╭──
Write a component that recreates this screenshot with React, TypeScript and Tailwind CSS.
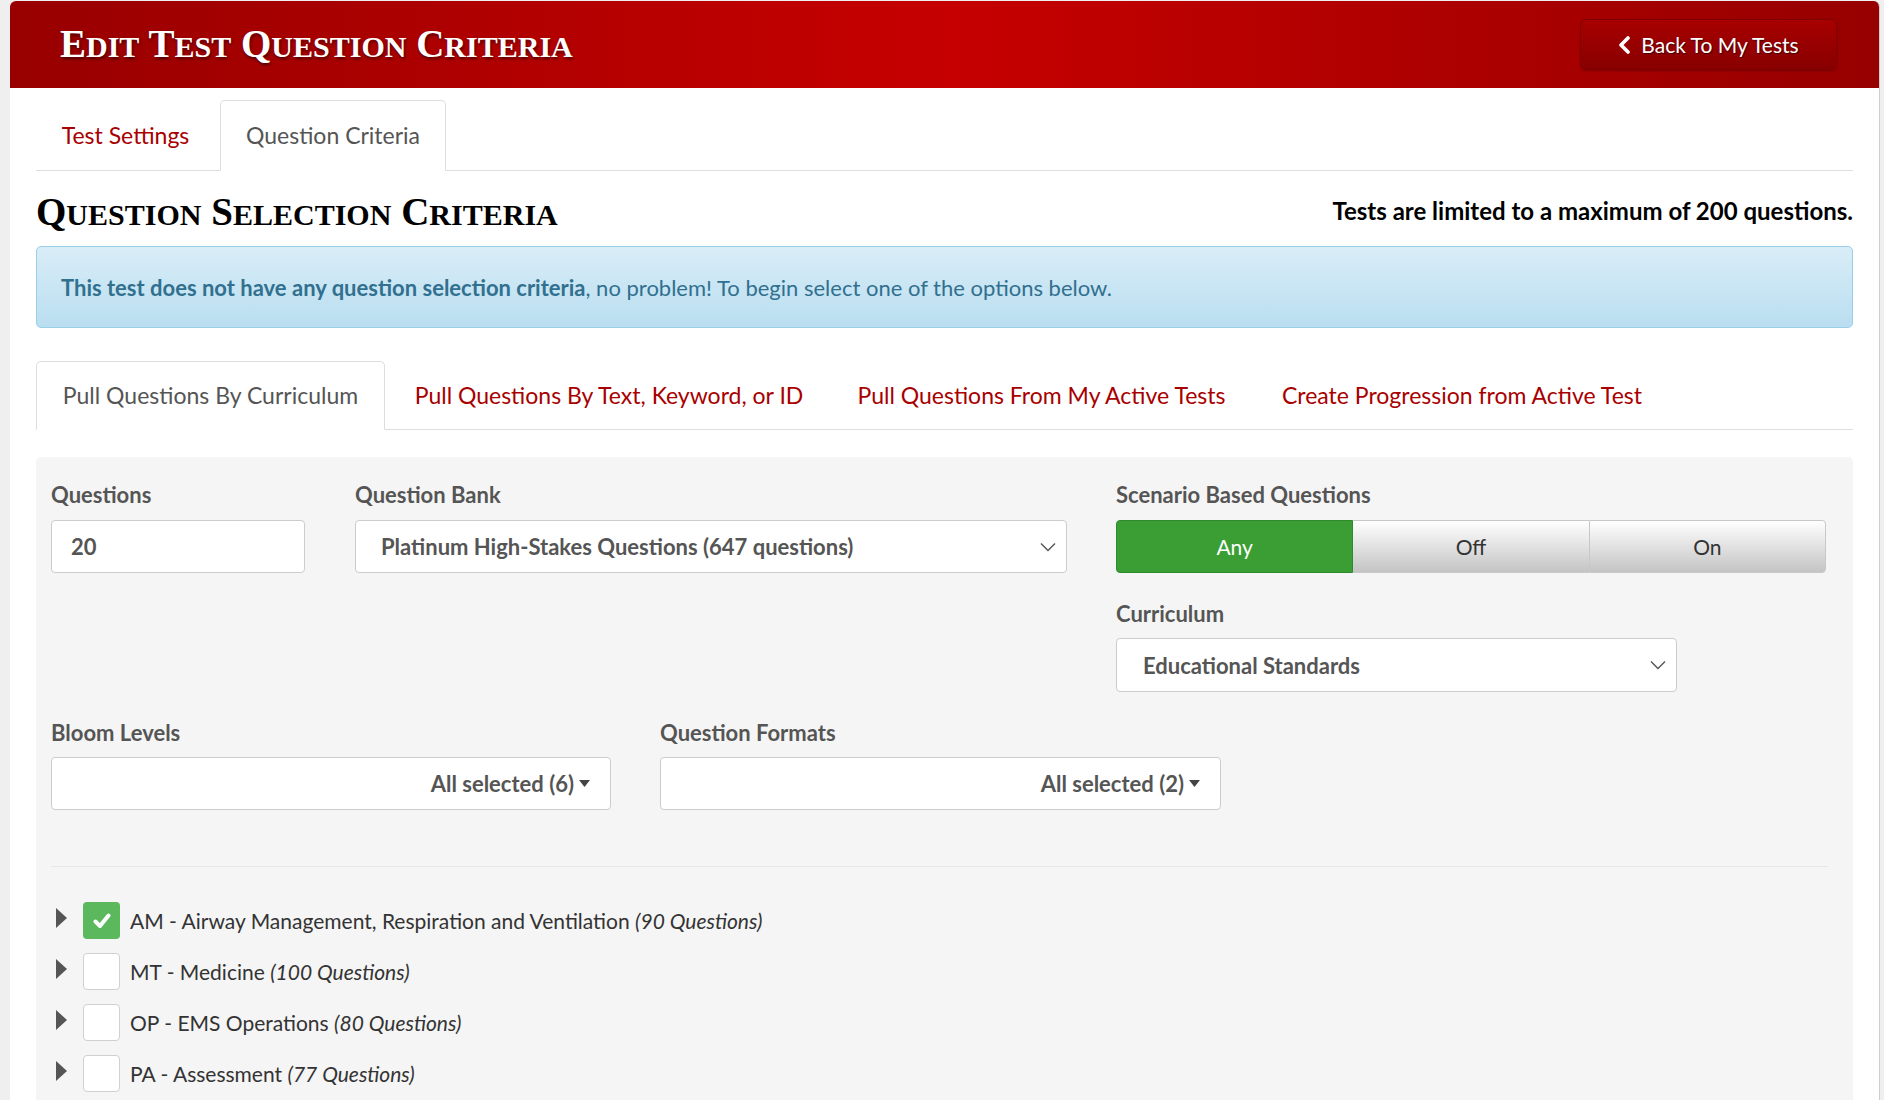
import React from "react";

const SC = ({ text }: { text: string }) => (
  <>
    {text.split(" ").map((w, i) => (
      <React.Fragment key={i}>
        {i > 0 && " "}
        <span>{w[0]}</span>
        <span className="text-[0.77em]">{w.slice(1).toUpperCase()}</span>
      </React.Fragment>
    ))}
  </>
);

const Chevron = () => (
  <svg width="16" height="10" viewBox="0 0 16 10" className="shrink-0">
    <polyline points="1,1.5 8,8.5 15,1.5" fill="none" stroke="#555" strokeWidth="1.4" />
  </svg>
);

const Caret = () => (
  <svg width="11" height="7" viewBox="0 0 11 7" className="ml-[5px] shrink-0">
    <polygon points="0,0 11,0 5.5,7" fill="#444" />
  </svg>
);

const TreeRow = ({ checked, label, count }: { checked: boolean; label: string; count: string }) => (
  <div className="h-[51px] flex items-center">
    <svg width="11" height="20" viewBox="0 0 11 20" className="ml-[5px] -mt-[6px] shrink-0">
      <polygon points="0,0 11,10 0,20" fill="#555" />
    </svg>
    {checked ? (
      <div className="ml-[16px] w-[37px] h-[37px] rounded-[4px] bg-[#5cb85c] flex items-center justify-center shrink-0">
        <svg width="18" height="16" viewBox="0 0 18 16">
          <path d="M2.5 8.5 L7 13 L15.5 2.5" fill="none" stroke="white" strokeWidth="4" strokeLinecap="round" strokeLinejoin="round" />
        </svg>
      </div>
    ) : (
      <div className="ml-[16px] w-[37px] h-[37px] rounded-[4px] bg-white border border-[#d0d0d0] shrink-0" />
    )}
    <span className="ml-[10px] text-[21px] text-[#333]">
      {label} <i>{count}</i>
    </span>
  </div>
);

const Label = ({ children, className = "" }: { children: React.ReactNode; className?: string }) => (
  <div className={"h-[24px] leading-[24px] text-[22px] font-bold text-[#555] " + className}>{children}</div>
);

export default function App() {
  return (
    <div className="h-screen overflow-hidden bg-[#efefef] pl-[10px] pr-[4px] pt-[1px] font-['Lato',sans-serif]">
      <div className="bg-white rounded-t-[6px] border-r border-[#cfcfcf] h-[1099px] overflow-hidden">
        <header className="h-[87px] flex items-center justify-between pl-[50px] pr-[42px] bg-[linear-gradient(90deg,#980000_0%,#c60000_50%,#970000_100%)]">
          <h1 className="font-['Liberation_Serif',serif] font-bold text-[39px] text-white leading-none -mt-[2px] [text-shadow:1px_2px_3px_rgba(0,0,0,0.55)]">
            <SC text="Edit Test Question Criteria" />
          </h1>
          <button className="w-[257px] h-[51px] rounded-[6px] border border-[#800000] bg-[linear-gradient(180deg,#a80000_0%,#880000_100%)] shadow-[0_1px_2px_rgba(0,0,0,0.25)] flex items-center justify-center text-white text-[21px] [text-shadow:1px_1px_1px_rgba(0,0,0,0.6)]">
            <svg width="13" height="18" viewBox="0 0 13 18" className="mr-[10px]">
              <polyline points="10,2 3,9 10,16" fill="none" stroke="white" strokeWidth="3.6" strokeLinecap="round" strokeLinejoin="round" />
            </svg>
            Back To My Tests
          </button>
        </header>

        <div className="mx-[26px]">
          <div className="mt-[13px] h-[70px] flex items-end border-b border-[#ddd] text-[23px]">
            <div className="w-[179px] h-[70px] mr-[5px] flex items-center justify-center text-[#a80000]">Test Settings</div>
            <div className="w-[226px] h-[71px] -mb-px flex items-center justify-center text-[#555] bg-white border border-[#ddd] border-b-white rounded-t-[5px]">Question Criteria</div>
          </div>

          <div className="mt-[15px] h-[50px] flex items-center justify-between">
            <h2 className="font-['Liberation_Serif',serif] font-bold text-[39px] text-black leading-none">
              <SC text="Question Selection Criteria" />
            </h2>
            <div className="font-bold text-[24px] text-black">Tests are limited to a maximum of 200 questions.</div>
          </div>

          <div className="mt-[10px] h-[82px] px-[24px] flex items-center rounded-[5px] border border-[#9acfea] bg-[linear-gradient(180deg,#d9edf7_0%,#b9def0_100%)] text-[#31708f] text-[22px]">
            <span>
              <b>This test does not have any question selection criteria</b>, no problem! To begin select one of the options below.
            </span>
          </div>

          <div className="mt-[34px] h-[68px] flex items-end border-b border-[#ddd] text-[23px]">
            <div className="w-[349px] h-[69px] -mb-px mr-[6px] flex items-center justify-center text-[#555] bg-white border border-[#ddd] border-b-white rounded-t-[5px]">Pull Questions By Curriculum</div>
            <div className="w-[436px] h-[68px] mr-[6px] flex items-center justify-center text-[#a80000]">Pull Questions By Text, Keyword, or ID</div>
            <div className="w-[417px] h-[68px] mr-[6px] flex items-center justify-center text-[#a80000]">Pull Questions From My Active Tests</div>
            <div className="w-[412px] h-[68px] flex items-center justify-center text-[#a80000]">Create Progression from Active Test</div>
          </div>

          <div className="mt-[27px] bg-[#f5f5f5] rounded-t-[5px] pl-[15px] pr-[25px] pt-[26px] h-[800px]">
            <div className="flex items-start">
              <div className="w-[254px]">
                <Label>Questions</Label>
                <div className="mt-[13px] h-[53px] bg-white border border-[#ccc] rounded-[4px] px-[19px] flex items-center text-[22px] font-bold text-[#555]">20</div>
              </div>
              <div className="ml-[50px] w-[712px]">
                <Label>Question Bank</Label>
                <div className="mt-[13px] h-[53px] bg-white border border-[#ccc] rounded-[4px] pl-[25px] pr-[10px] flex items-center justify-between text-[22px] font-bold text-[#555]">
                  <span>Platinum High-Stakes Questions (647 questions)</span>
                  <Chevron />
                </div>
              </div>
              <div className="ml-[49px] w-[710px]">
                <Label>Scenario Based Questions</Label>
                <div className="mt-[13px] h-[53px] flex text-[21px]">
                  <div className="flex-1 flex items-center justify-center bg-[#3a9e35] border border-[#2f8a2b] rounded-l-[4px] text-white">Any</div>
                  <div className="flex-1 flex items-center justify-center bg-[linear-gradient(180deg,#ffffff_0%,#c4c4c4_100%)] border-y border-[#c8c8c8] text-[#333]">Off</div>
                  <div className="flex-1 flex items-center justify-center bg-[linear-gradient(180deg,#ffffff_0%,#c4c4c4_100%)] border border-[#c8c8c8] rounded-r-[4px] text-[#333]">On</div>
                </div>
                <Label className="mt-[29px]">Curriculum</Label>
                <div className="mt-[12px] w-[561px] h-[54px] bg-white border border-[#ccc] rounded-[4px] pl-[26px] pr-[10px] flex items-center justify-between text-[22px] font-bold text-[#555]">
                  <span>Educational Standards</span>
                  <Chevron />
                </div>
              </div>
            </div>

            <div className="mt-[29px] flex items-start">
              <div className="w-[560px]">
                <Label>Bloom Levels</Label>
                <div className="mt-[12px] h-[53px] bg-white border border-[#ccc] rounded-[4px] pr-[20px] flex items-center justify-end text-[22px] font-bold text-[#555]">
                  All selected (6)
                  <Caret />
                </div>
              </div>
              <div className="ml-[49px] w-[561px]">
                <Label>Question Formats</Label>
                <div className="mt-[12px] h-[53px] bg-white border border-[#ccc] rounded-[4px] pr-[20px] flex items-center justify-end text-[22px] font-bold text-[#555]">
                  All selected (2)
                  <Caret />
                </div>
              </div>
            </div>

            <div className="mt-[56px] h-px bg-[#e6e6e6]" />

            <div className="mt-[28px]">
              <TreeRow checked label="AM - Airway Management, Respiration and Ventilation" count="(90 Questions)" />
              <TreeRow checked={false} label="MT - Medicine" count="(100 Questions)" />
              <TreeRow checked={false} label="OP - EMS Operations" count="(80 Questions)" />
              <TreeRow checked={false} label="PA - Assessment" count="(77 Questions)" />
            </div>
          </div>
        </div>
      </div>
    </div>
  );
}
╰──
▶ Task statement
From the listing above, collect every line that mentions the word "React".

▶ Solution for this exercise
Write a component that recreates this screenshot with React, TypeScript and Tailwind CSS.
import React from "react";
      <React.Fragment key={i}>
      </React.Fragment>
const Label = ({ children, className = "" }: { children: React.ReactNode; className?: string }) => (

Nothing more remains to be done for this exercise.